Rispetto a tutto ciò, come dobbiamo porci? Si tratta di un passo avanti o stiamo rinunciando a paradigmi formativi più efficaci, solidi e “collaudati”? Non esiste una risposta chiara e univoca. Piuttosto, dobbiamo provare a capire quali siano i vantaggi dei modelli sia più tradizionali sia più anticonvenzionali, in vista di una loro possibile integrazione.

I primi continuano ad avere una loro ragion d’essere, per esempio per quanto riguarda la loro capacità di sollecitare il pensiero critico, la riflessione, l’analisi dettagliata di uno specifico tema. Si pensi al classico libro di testo o alle tradizionali lezioni frontali: ancora oggi, sono strumenti efficaci per allenare la propria capacità di osservare un singolo “oggetto teorico” da molteplici punti di vista, prendendo in considerazione le varie sfaccettature e le diverse implicazioni che esso porta con sé. In questi casi, ridurre il numero delle fonti da cui attingere permette di soffermarsi con più concentrazione sui dettagli e avere più tempo per “assorbire” le nuove informazioni, immagazzinandole in profondità e lasciandole sedimentare sul fondo del proprio bagaglio di conoscenze. Tutto ciò costituisce il terreno ideale per far germogliare riflessioni critiche, prospettive inedite, dubbi capaci di mettere in moto il pensiero creativo.
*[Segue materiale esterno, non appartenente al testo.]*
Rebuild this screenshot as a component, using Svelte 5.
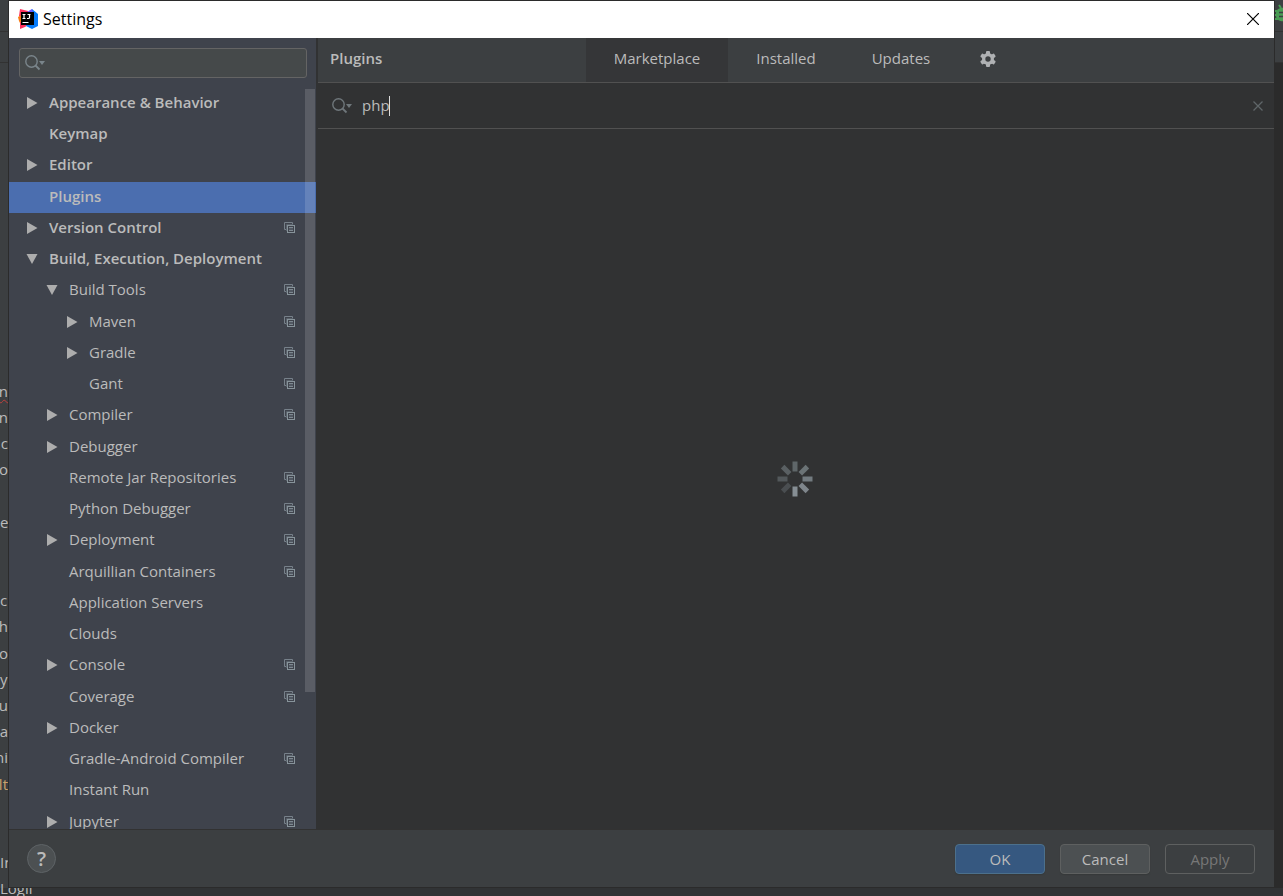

Dall’altro lato, la frammentazione digitale del sapere rende l’apprendimento più accessibile, flessibile e personalizzabile. Bastano un device e una connessione internet per rintracciare la registrazione di una lezione, una conferenza dedicata al tema in questione oppure le riflessioni proposte dai migliori studiosi ed esperti. Ciò favorisce l’intuizione, lo spirito d’iniziativa delle persone, la loro capacità di saper valutare ciò che è utile per il proprio percorso di formazione da ciò che non lo è. In più, la tecnologia permette di aumentare in modo esponenziale la quantità di testi, documenti, paper a nostra disposizione, accelerando enormemente il processo di ricerca e raccolta di materiali utili.

In conclusione, dobbiamo sforzarci di accogliere la complessità, allontanando la tentazione di semplificare fenomeni di questa portata. Ma come? Progettando architetture formative che sappiano sfruttare il potenziale offerto dalla tecnologia senza abbandonare del tutto le risorse tradizionali – che richiedono impegno, riflessione, tempo – e la relazione vis-à-vis con i docenti – che possono trasmettere non solo la conoscenza, ma anche la passione per la conoscenza.

Un obiettivo quantomai sfidante, ma proprio per questo estremamente stimolante. Sullo stretto crinale che separa chi vede nell’innovazione la soluzione a ogni problema da chi si aggrappa alla rassicurante familiarità della tradizione, possiamo provare a rimanere in equilibrio. Tentando nuove strade e provando a tenere insieme le mutate caratteristiche delle nostre abitudini socioculturali e il ricco patrimonio di conoscenza costruito da università, accademie e istituti in tanti decenni di impegno, ricerca e sperimentazione.

FEDERICO FRATTINI è Professore Ordinario di Strategia e Innovazione al Politecnico di Milano, dove ricopre anche il ruolo di Dean di POLIMI Graduate School of Management. I suoi ambiti di ricerca sono la gestione dell’innovazione e della tecnologia. Su questi argomenti ha scritto oltre 200 libri, capitoli di libro, articoli pubblicati in proceeding di conferenze internazionali e articoli in prestigiose riviste tra cui MIT Sloan Management Review, California Management Review, Strategic Management Journal, Entrepreneurship Theory & Practice e molte altre.